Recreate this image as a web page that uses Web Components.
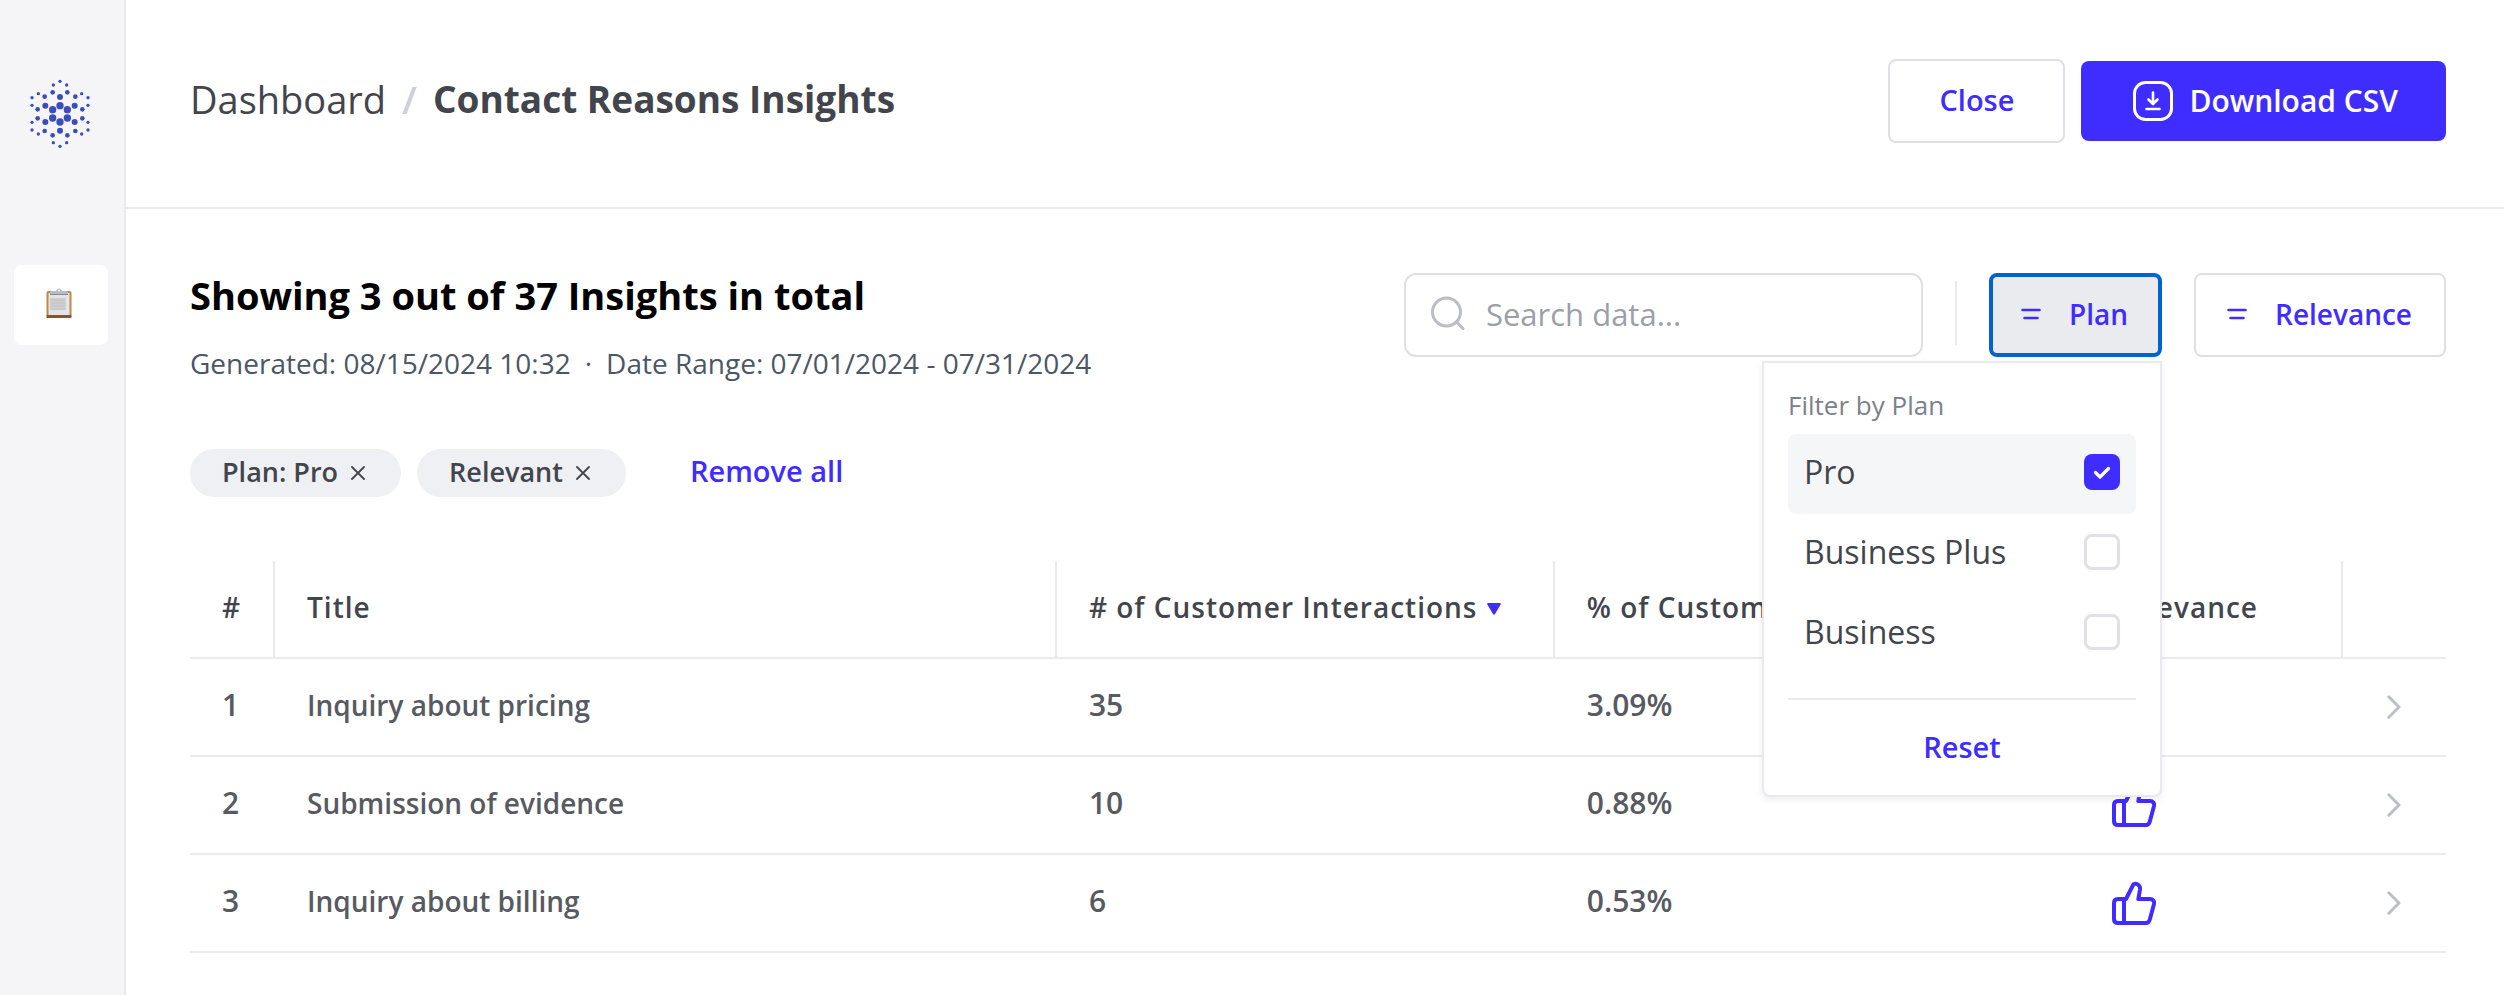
<!DOCTYPE html>
<html lang="en">
<head>
<meta charset="utf-8">
<meta name="viewport" content="width=device-width, initial-scale=1">
<title>Contact Reasons Insights</title>
<style>
  :root {
    --brand: #3f2dff;
    --line: #e9e9ef;
    --control-line: #dfdfe6;
    --ink: #43454d;
    --ink-soft: #585a62;
    --muted: #9c9fa8;
  }
  body {
    margin: 0;
    background: #fff;
    color: var(--ink);
    font-family: "Open Sans", "Noto Sans", sans-serif;
    font-size: 28px;
  }
</style>
</head>
<body>
<app-shell>
  <side-nav slot="nav"></side-nav>
  <page-header slot="header">
    <a slot="parent" href="#dashboard">Dashboard</a>
    <span slot="current">Contact Reasons Insights</span>
    <ui-button slot="actions">Close</ui-button>
    <ui-button slot="actions" variant="primary" icon="download">Download CSV</ui-button>
  </page-header>
  <insights-toolbar>
    <span slot="title">Showing 3 out of 37 Insights in total</span>
    <span slot="meta">Generated: 08/15/2024 10:32</span>
    <span slot="meta">·</span>
    <span slot="meta">Date Range: 07/01/2024 - 07/31/2024</span>
    <search-field slot="tools"></search-field>
    <plan-filter slot="filters"></plan-filter>
    <ui-button slot="filters" variant="filter" icon="filter">Relevance</ui-button>
  </insights-toolbar>
  <filter-chips>
    <filter-chip>Plan: Pro</filter-chip>
    <filter-chip>Relevant</filter-chip>
  </filter-chips>
  <insights-table></insights-table>
</app-shell>

<script>
const ICONS = {
  download: `<svg width="40" height="40" viewBox="0 0 40 40" fill="none" stroke="currentColor" stroke-width="3" stroke-linecap="round" stroke-linejoin="round" aria-hidden="true"><rect x="1.5" y="1.5" width="37" height="37" rx="11"/><path d="M20 11.500v11M15.500 18.500 20 23l4.500-4.500M13.500 28h13" stroke-width="2.600"/></svg>`,
  filter: `<svg width="20" height="14" viewBox="0 0 20 14" fill="none" stroke="currentColor" stroke-width="2.600" stroke-linecap="round" aria-hidden="true"><path d="M1.500 3h17M3.500 11h13"/></svg>`,
  thumb: `<svg width="44" height="44" viewBox="0 0 44 44" fill="none" stroke="#3f2dff" stroke-width="4" stroke-linejoin="round" role="img" aria-label="Relevant"><path d="M12 18v24M6 18h8L21.500 3.200C25 1.500 28.500 4.500 28 8.500L26.300 18H38c3 0 4.600 2.200 4 5l-4.200 15.500c-.6 2.300-1.800 3.500-3.800 3.500H6c-2.500 0-4-1.500-4-4V22c0-2.500 1.500-4 4-4z"/></svg>`,
  chevron: `<svg width="14" height="24" viewBox="0 0 14 24" fill="none" stroke="#bdbfc8" stroke-width="3" stroke-linecap="round" stroke-linejoin="round" aria-hidden="true"><path d="M1.800 1.800 12 12 1.800 22.200"/></svg>`,
  close: `<svg width="14" height="14" viewBox="0 0 14 14" fill="none" stroke="#43454d" stroke-width="1.800" stroke-linecap="round" aria-hidden="true"><path d="M1 1l12 12M13 1 1 13"/></svg>`
};

const BASE = `:host,*,*::before,*::after{box-sizing:border-box}button{font:inherit;cursor:pointer;margin:0}svg{display:block;flex:none}`;

class BaseElement extends HTMLElement {
  constructor() {
    super();
    this.attachShadow({ mode: 'open' });
  }
  connectedCallback() {
    const t = document.createElement('template');
    t.innerHTML = `<style>${BASE}${this.css()}</style>${this.html()}`;
    this.shadowRoot.replaceChildren(t.content.cloneNode(true));
  }
}

customElements.define('app-shell', class extends BaseElement {
  css() { return `
    :host{display:grid;grid-template-columns:126px minmax(0,1fr);min-height:100vh}
    .page{min-width:0}
    main{padding:64px 58px 40px 64px}`; }
  html() { return `<slot name="nav"></slot><div class="page"><slot name="header"></slot><main><slot></slot></main></div>`; }
});

customElements.define('side-nav', class extends BaseElement {
  css() { return `
    :host{display:block;background:#f5f5f8;border-right:2px solid var(--line)}
    nav{display:flex;flex-direction:column;align-items:center;gap:116px;padding:79px 2px 0 0}
    .item{display:grid;place-items:center;width:94px;height:80px;border-radius:8px;background:#fff}`; }
  html() {
    const half = [[180,94,5],[160,105,5],[200,105,5],[158,127,7],[202,127,7],[115,131,5],[245,131,5],[134,140,7],[226,140,7],[180,141,9],[96,143,5],[264,143,5],[96,166,5],[264,166,5],[136,167,9],[224,167,9],[180,167,11],[113,178,7],[247,178,7],[158,179,11],[202,179,11]];
    const dots = half.flatMap(([x, y, r]) => [[x, y, r], [x, 383 - y, r]])
      .map(([x, y, r]) => `<circle cx="${x}" cy="${y}" r="${r}"/>`).join('');
    return `<nav aria-label="Main">
      <svg width="62" height="70" viewBox="90 87 186 210" fill="#3d4cbc" role="img" aria-label="Home">${dots}</svg>
      <a class="item" href="#reports" aria-label="Reports">
        <svg width="30" height="34" viewBox="0 0 30 34" aria-hidden="true">
          <rect x="0.500" y="3" width="25" height="27" rx="2" fill="#bd8a4b"/>
          <rect x="0.500" y="27" width="25" height="3" rx="1" fill="#8a5520"/>
          <rect x="2.500" y="5" width="21" height="22" fill="#e4e4e6"/>
          <rect x="4" y="10" width="16" height="12" fill="#cfcfd0"/>
          <path d="M5 12h14M5 15h14M5 18h14M5 21h14" stroke="#c2c2c4"/>
          <path d="M4 7V4.500C4 3.500 5 3 6 3h4c.5-1.500 1.500-2.500 3-2.500S15.500 1.500 16 3h4c1 0 2 .5 2 1.500V7z" fill="#b4bcc4"/>
          <path d="M4 6.500h18" stroke="#85888c"/>
          <circle cx="13" cy="2.500" r="1" fill="#f5f6f9"/>
        </svg>
      </a></nav>`;
  }
});

customElements.define('page-header', class extends BaseElement {
  css() { return `
    :host{display:flex;align-items:center;justify-content:space-between;gap:32px;padding:59px 58px 64px 64px;border-bottom:2px solid var(--line)}
    nav{display:flex;gap:16px;padding-bottom:4px;font-size:38px;line-height:52px;white-space:nowrap}
    .sep{color:#cdd0d8;font-weight:600}
    h1{margin:0;font-size:37px;font-weight:700;line-height:52px}
    .actions{display:flex;align-items:center;gap:16px}
    ::slotted(a){color:inherit;text-decoration:none}`; }
  html() { return `<nav aria-label="Breadcrumb"><slot name="parent"></slot><span class="sep">/</span><h1><slot name="current"></slot></h1></nav><div class="actions"><slot name="actions"></slot></div>`; }
});

customElements.define('ui-button', class extends BaseElement {
  css() { return `
    :host{display:block}
    button{display:flex;align-items:center;gap:16px;height:84px;padding:0 49px 2px;border:2px solid var(--control-line);border-radius:8px;background:#fff;color:var(--brand);font-size:29px;font-weight:600;line-height:40px;white-space:nowrap}
    button.primary{height:80px;padding:0 48px 0 52px;border:0;background:var(--brand);color:#fff;font-size:30px}
    button.filter{gap:28px;padding:0 32px 2px 31px;font-size:28px}
    button.pressed{padding:0 30px 2px 28px;border:4px solid #0063d1;background:#eaebef}`; }
  html() {
    const pressed = this.hasAttribute('pressed');
    return `<button type="button" class="${this.getAttribute('variant') || ''}${pressed ? ' pressed' : ''}"${pressed ? ' aria-expanded="true"' : ''}>${ICONS[this.getAttribute('icon')] || ''}<span><slot></slot></span></button>`;
  }
});

customElements.define('insights-toolbar', class extends BaseElement {
  css() { return `
    :host{display:flex;justify-content:space-between;align-items:flex-start;gap:32px;margin-bottom:66px}
    h2{margin:0 0 26px;color:#000;font-size:38px;font-weight:700;line-height:44px}
    .meta{display:flex;gap:14px;color:#4c5666;line-height:40px}
    .tools{display:flex;align-items:center;gap:32px}
    .rule{width:2px;height:64px;margin-bottom:4px;background:var(--line)}`; }
  html() { return `<div><h2><slot name="title"></slot></h2><div class="meta"><slot name="meta"></slot></div></div>
    <div class="tools"><slot name="tools"></slot><span class="rule"></span><slot name="filters"></slot></div>`; }
});

customElements.define('search-field', class extends BaseElement {
  css() { return `
    :host{display:block}
    label{display:flex;align-items:center;gap:20px;width:519px;height:84px;padding:0 24px 2px;border:2px solid var(--control-line);border-radius:12px;background:#fff}
    input{flex:1;min-width:0;padding:0;border:0;outline:0;background:none;color:var(--ink);font:inherit;font-size:31px;line-height:40px}
    input::placeholder{color:var(--muted);opacity:1}`; }
  html() { return `<label><svg width="36" height="36" viewBox="0 0 36 36" fill="none" stroke="#bbbdc7" stroke-width="3" stroke-linecap="round" aria-hidden="true"><circle cx="16.500" cy="16" r="14"/><path d="M27 26.500l6 6"/></svg><input type="search" placeholder="Search data..." aria-label="Search data"></label>`; }
});

customElements.define('plan-filter', class extends BaseElement {
  css() { return `
    :host{display:block;position:relative}
    .menu{position:absolute;z-index:1;top:88px;right:0;width:400px;padding:24px 24px 0;border:2px solid var(--line);border-radius:0 0 8px 8px;background:#fff;box-shadow:0 3px 6px rgba(40,40,70,.08)}
    fieldset{min-width:0;margin:0;padding:0 0 24px;border:0;border-bottom:2px solid var(--line)}
    legend{padding:0 0 11px;color:#7d808a;font-size:26px;line-height:36px}
    label{display:flex;align-items:center;justify-content:space-between;height:80px;padding:0 16px 4px;border-radius:8px;font-size:32px;line-height:36px}
    label:has(:checked){background:#f5f6f8}
    input{appearance:none;width:36px;height:36px;margin:0;border:3px solid #e0e0e7;border-radius:8px;background:#fff}
    input:checked{border:0;background:var(--brand) url("data:image/svg+xml,%3Csvg xmlns='http://www.w3.org/2000/svg' viewBox='0 0 36 36' fill='none' stroke='white' stroke-width='3.2' stroke-linecap='round' stroke-linejoin='round'%3E%3Cpath d='M11.500 18.500l4.500 4.500 8.500-8.500'/%3E%3C/svg%3E")}
    .reset{display:block;width:100%;height:95px;padding:0 0 2px;border:0;background:none;color:var(--brand);font-size:29px;font-weight:600}`; }
  html() { return `<ui-button variant="filter" icon="filter" pressed>Plan</ui-button>
    <div class="menu"><fieldset><legend>Filter by Plan</legend>
    ${['Pro', 'Business Plus', 'Business'].map((n, i) => `<label><span>${n}</span><input type="checkbox"${i ? '' : ' checked'}></label>`).join('')}
    </fieldset><button type="button" class="reset">Reset</button></div>`; }
});

customElements.define('filter-chips', class extends BaseElement {
  css() { return `
    :host{display:flex;align-items:center;gap:16px;margin-bottom:64px}
    .all{height:48px;margin-left:48px;padding:0 0 4px;border:0;background:none;color:var(--brand);font-size:29px;font-weight:600;line-height:40px}`; }
  html() { return `<slot></slot><button type="button" class="all">Remove all</button>`; }
});

customElements.define('filter-chip', class extends BaseElement {
  css() { return `
    :host{display:flex;align-items:center;gap:13px;height:48px;padding:0 36px 2px 32px;border-radius:24px;background:#eff0f4;font-size:27px;font-weight:600;line-height:40px;white-space:nowrap}
    button{padding:2px 0 0;border:0;background:none}`; }
  html() { return `<span><slot></slot></span><button type="button" aria-label="Remove filter">${ICONS.close}</button>`; }
});

customElements.define('insights-table', class extends BaseElement {
  css() { return `
    :host{display:block}
    table{width:100%;table-layout:fixed;border-collapse:separate;border-spacing:0;text-align:left}
    th,td{height:98px;padding:0 0 4px 32px;border-bottom:2px solid var(--line);font-weight:600;line-height:40px;white-space:nowrap}
    th{letter-spacing:1px}
    th:not(:last-child){border-right:2px solid var(--line)}
    td{color:var(--ink-soft)}
    .num{font-size:30px}
    .n{width:85px}.title{width:34.66%}.count{width:22.07%}.rel{width:263px}.go{width:103px}
    td:last-child{padding:0 0 0 44px}
    td:nth-last-child(2){padding-bottom:0}
    .sort{display:flex;align-items:center;gap:10px}
    .sort svg{margin-top:4px}`; }
  html() {
    const rows = [['Inquiry about pricing', '35', '3.09%'], ['Submission of evidence', '10', '0.88%'], ['Inquiry about billing', '6', '0.53%']];
    return `<table><thead><tr><th class="n" scope="col">#</th><th class="title" scope="col">Title</th>
      <th class="count" scope="col" aria-sort="descending"><span class="sort"># of Customer Interactions<svg width="14" height="12" viewBox="0 0 14 12" fill="#3f2dff" aria-hidden="true"><path d="M1 0h12c1 0 1 1 .7 1.600L8 11c-.5 1-1.500 1-2 0L.3 1.600C0 1 0 0 1 0z"/></svg></span></th>
      <th scope="col">% of Customers</th><th class="rel" scope="col">Relevance</th><th class="go" scope="col" aria-label="Details"></th></tr></thead><tbody>
      ${rows.map(([t, c, p], i) => `<tr><td class="num">${i + 1}</td><td>${t}</td><td class="num">${c}</td><td class="num">${p}</td><td>${ICONS.thumb}</td><td>${ICONS.chevron}</td></tr>`).join('')}
      </tbody></table>`;
  }
});
</script>
</body>
</html>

__Short exercise__: Leave out the pictures and restate, word for word, the lines from the top of the data through the line containing "</app-shell>", both included.

__Solved exercise__:
Recreate this image as a web page that uses Web Components.
<!DOCTYPE html>
<html lang="en">
<head>
<meta charset="utf-8">
<meta name="viewport" content="width=device-width, initial-scale=1">
<title>Contact Reasons Insights</title>
<style>
  :root {
    --brand: #3f2dff;
    --line: #e9e9ef;
    --control-line: #dfdfe6;
    --ink: #43454d;
    --ink-soft: #585a62;
    --muted: #9c9fa8;
  }
  body {
    margin: 0;
    background: #fff;
    color: var(--ink);
    font-family: "Open Sans", "Noto Sans", sans-serif;
    font-size: 28px;
  }
</style>
</head>
<body>
<app-shell>
  <side-nav slot="nav"></side-nav>
  <page-header slot="header">
    <a slot="parent" href="#dashboard">Dashboard</a>
    <span slot="current">Contact Reasons Insights</span>
    <ui-button slot="actions">Close</ui-button>
    <ui-button slot="actions" variant="primary" icon="download">Download CSV</ui-button>
  </page-header>
  <insights-toolbar>
    <span slot="title">Showing 3 out of 37 Insights in total</span>
    <span slot="meta">Generated: 08/15/2024 10:32</span>
    <span slot="meta">·</span>
    <span slot="meta">Date Range: 07/01/2024 - 07/31/2024</span>
    <search-field slot="tools"></search-field>
    <plan-filter slot="filters"></plan-filter>
    <ui-button slot="filters" variant="filter" icon="filter">Relevance</ui-button>
  </insights-toolbar>
  <filter-chips>
    <filter-chip>Plan: Pro</filter-chip>
    <filter-chip>Relevant</filter-chip>
  </filter-chips>
  <insights-table></insights-table>
</app-shell>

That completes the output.